At any rate, solid or semi-solid materials can display some awesome behaviors. My favorite is probably thixotropy (full disclosure: this is a colleague of mine), typically in fine-grained sediments. Salt, also, is known to flow, sometimes catastrophically, under pressure. This is one of the arguments against using Yucca Mountain as a nuclear waste dump; there are concerns some underlying salt layers could activate, triggered by something like an earthquake, which would not be all too good. These are more than likely totally different processes, but I still think they are awesome.
posted by six-or-six-thirty at 6:36 PM on June 29, 2009


Remember too that air is a component of sand, and is itself a (compressible) fluid. I am sure that it contributes to the behavior of the sand significantly in these videos.

There is some electrical attraction in the sand particles as well, as six-or-six-thirty points out. It can be really clingy, staticky stuff when it's really dry.

Be interesting to see this done in a vacuum. Water would just vaporize instantly, but the sand would not.
posted by Xoebe at 7:00 PM on June 29, 2009 [3 favorites]


Um, by air, I mean of course the air in between the sand particles.
posted by Xoebe at 7:01 PM on June 29, 2009


Of course they do.

I am mystified that this is such a, well, mystery. The articles admit that the forces are "very small," thus perhaps explaining why they had to drop their camera to record the phenomenon. The thing is, silica is EXTREMELY non-conductive, and therefore conducive to picking up charges and holding on to them for lots of trivial reasons. Most of those reasons involve friction, and in this experiment the stuff was being what poured from a beaker or something? Lots of friction there.
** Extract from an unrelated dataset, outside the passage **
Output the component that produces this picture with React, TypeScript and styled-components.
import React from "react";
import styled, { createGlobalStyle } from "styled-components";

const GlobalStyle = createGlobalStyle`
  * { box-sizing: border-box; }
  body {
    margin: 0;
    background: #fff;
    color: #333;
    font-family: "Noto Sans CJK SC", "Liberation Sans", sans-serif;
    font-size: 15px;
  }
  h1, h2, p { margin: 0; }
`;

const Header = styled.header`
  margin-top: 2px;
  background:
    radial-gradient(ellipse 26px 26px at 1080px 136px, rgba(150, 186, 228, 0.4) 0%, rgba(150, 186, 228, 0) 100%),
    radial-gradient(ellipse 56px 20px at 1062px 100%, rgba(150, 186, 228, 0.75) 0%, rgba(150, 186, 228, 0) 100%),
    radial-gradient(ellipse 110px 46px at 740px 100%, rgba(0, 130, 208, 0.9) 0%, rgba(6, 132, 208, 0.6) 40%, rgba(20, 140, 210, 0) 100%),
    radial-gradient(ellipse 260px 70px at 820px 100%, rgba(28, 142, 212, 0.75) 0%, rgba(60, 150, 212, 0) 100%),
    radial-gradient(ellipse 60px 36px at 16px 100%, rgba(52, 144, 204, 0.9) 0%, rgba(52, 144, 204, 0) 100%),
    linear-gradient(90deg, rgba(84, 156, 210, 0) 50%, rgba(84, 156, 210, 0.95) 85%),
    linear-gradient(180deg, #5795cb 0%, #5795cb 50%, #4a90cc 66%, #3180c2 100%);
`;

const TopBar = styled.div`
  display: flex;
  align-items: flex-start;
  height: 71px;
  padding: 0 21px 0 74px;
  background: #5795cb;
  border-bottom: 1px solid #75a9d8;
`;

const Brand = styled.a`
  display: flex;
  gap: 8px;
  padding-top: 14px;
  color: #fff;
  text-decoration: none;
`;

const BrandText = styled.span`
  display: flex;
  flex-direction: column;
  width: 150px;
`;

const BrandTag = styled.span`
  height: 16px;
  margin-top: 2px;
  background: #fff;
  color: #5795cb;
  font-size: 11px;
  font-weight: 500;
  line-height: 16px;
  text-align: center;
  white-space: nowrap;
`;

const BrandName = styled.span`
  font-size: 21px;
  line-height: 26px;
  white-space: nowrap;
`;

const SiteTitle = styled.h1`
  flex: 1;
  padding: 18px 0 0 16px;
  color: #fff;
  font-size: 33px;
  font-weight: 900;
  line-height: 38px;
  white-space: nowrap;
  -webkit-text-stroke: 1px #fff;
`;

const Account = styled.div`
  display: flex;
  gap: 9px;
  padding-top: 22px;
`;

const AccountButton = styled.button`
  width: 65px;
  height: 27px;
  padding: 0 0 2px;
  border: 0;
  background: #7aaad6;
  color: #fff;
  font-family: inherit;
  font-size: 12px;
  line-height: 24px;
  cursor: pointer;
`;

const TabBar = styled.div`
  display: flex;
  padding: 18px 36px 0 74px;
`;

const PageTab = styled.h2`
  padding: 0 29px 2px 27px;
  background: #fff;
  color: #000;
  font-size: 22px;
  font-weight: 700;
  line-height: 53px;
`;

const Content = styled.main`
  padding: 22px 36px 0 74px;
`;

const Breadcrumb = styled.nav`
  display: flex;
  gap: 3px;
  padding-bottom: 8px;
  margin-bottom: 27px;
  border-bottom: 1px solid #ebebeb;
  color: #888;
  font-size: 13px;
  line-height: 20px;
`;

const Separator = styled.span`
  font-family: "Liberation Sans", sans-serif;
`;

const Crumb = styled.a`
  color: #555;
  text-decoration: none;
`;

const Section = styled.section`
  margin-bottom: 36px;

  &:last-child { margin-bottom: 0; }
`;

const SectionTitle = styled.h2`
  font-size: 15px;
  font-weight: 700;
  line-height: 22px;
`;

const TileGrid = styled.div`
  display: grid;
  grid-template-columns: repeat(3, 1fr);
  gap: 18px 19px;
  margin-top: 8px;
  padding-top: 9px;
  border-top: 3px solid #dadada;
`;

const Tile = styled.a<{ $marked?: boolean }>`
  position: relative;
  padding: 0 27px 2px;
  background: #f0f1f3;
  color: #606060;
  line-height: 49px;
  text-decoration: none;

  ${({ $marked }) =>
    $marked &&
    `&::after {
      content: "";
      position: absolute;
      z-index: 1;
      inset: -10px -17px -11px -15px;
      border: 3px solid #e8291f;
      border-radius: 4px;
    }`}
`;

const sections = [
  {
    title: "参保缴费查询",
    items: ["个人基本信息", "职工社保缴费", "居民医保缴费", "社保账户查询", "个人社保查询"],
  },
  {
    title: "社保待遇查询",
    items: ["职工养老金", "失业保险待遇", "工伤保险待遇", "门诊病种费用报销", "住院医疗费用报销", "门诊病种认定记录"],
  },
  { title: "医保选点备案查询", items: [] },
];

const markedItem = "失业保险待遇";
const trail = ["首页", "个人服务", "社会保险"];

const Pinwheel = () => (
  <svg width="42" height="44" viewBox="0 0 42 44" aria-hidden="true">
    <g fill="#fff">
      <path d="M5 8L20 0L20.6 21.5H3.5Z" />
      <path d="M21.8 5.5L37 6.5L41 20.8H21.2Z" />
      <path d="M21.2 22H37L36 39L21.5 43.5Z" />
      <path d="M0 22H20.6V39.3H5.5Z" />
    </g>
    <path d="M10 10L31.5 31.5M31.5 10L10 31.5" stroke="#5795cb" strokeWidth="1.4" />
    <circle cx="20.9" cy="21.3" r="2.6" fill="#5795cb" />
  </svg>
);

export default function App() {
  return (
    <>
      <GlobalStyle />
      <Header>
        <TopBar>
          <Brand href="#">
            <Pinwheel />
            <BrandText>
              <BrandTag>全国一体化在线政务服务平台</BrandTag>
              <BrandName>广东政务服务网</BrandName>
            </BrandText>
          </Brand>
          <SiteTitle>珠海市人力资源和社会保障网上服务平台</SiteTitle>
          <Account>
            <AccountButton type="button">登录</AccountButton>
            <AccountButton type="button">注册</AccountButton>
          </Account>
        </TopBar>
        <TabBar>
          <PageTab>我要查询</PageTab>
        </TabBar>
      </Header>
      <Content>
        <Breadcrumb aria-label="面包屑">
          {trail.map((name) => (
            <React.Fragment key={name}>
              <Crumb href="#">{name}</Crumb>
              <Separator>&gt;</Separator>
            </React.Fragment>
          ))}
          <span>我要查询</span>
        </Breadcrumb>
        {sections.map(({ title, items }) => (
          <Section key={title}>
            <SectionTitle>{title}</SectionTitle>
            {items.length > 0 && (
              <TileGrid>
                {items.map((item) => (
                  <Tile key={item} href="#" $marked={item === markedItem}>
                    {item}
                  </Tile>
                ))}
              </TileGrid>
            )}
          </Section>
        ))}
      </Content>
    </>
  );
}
So these non-conductive particles with random charges deposited on them and kind of hanging on there are now in free fall. Does it surprise anybody that they might align with opposite charges attracting?
posted by localroger at 7:03 PM on June 29, 2009


And yeah, they called it interstitial gas in the last link...interesting though, I was not familiar with the Brazil Nut effect. Great name!

This could help explain why rocks come to the surface in soil. Freeze thaw cycles, for example, impart energy to the soil, and the Brazil Nut effect is what makes them rise rather than sink.

That's why they make so many rock walls in Ireland. Gotta pick up the damn rocks every spring and do something with them.
posted by Xoebe at 7:07 PM on June 29, 2009


Of course they do. . . . Does it surprise anybody that they might align with opposite charges attracting?

Why does it have to be a surprise? Why can't it just be something interesting and neat to look at?
posted by brain_drain at 7:13 PM on June 29, 2009


i guess i'm in the minority here. i think the phenomenon is interesting, but i was hoping it would look cooler. still, good to know!
posted by snofoam at 7:20 PM on June 29, 2009


I thought this was old news... Go to this video from 1984 and at 3:19 in the bottom left of the screen, sand substitutes for water because water doesn't miniaturize: Film
posted by CarlRossi at 9:35 PM on June 29, 2009


Maybe they're drafting.
posted by weapons-grade pandemonium at 10:08 PM on June 29, 2009


Be interesting to see this done in a vacuum. then we would watch the Van Der Waal's force in freefall.
posted by hortense at 10:31 PM on June 29, 2009


panta rhei kai ouden menei
posted by Substrata at 1:16 AM on June 30, 2009


This is excellent. Somehow, when we think we understand pretty much everything, it turns out we dont even really get sand yet.
posted by Capt Jingo at 7:37 AM on June 30, 2009


Static electricity? I hope not, since that is not very interesting.

On the contrary, I think subtle and pervasive electromagnetism may explain many mysteries in the world--from the micro to the macro.

It's always exciting when physicists are surprised. Any day now, someone could have a "duh!" moment which suddenly explains dark matter, or dark energy, or inflation based on something as prosaic as electromagnetic fields.